LiDAR data processing supercomputing project

Dielmo supercomputing control panel

In Dielmo, we are aware of the need that many of our customers have to increase the speed in the processing of their LiDAR data, because increasingly, the data collected for analysis and presentation of results, have larger sizes and the required delivery times are increasingly smaller.

That is why, sometimes, the processing of these data is not agile and delivery times are not operational. 

 

For example, for obtaining results in the analysis of hazardous vegetation near power lines from LiDAR data, we have very short delivery times and after the classification of the point cloud, we usually have two or three days to perform the calculations and make a quality control of the results, so the calculation time must be reduced as much as possible. 

 

That is why, in this industry where the data to be processed has increasingly larger sizes and tighter turnaround times, applying new supercomputing techniques for LiDAR data processing is a necessity.

 

In response, Dielmo launched its internal R&D project:

Development of parallelized computing algorithms to increase computational speed in BIG DATA processing on its local network.

Table of content

Main objectives

Understanding the challenge

The technological challenge was, and still is, one of the most important in the area of geospatial BIG DATA processing.

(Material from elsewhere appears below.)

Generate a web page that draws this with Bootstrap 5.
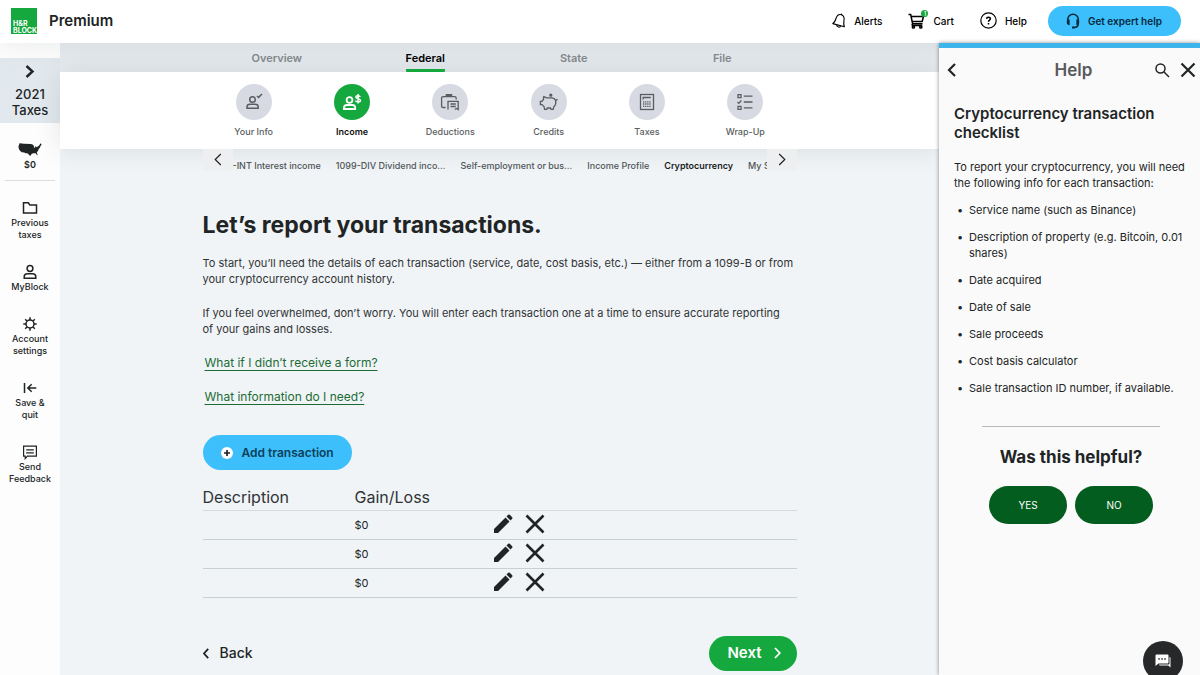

With the appearance of new sensors for massive LiDAR data capture such as the Geiger-Mode, developed by Harris, or the single photon LiDAR from Leica, which allow a LiDAR data capture 10 times faster and 10 times denser, the natural cyclical evolution of our industry goes through 3 phases:

  • Develop data collection systems that allow a higher volume of capture.
  • Work on the variety of information assets collected that comes as a result of the increase in data volume.
  • Work on improving the speed of processing this data.

Looking for solutions

With this project, Dielmo aimed to provide a solution to the third step, thus finding a scalable improvement in the speed at which we processed our data

It is a necessary advance worldwide, since currently, there is no API for the treatment, management and presentation of specific results of LiDAR data, with a BackEnd that controls the prioritization of the work queues and that allows the integral management of the data processing.

With this in mind, the projects’ objectives have focused on finding answers to the following questions:

  • How to improve task queuing.
  • How to change priorities or remove tasks from the running queue.
  • How to communicate to consumers the tasks to be performed.
  • How to improve the monitoring of running tasks.
  • How to develop calculation algorithms under the SPMD (Single Program, Multiple Data) paradigm to increase the calculation speed in the processing of BIG DATA within the company’s local network.

Unlimited scalability

This project also aims to achieve unlimited scalability thanks to the in-house development of the algorithms. This way we have no software license limitations, we could simply add more hardware in case we need more processing power.

Work plan

The work plan was as follows:

1 - Definition of the global working ecosystem for parallelized computation.

In this first phase, a deep study was made to make sure we had all the knowledge and tools to implement parallelized calculations in LiDAR data processes. 

We studied the algorithms that are usually used in LiDAR data processing, in order to adapt them to parallelized computation and once this review was done, we defined the architecture for parallelized computation and the architecture for the management of process queues.

We had already defined the global ecosystem of work.

2 - Definition and development of the 1st WORKER

In this second phase, the first Worker was developed, i.e., the development of the tasks that the Worker should be able to perform in an automated way. 

As a validation parameter, we stablished a minimum of tasks that the Worker should be able to perform. To this end, an algorithm was developed that was capable of removing tasks from the work queue as those in execution were completed. At the same time, it had to be able to assign these tasks. 

Once these tasks were assigned, the algorithm was defined so that it could deserialize and collect input parameters. 

In addition, the Worker had to be able to collect the input parameters, execute the algorithm and monitor it. 

Finally, it had to obtain the result of the previous processes, and copy them to a marked destination.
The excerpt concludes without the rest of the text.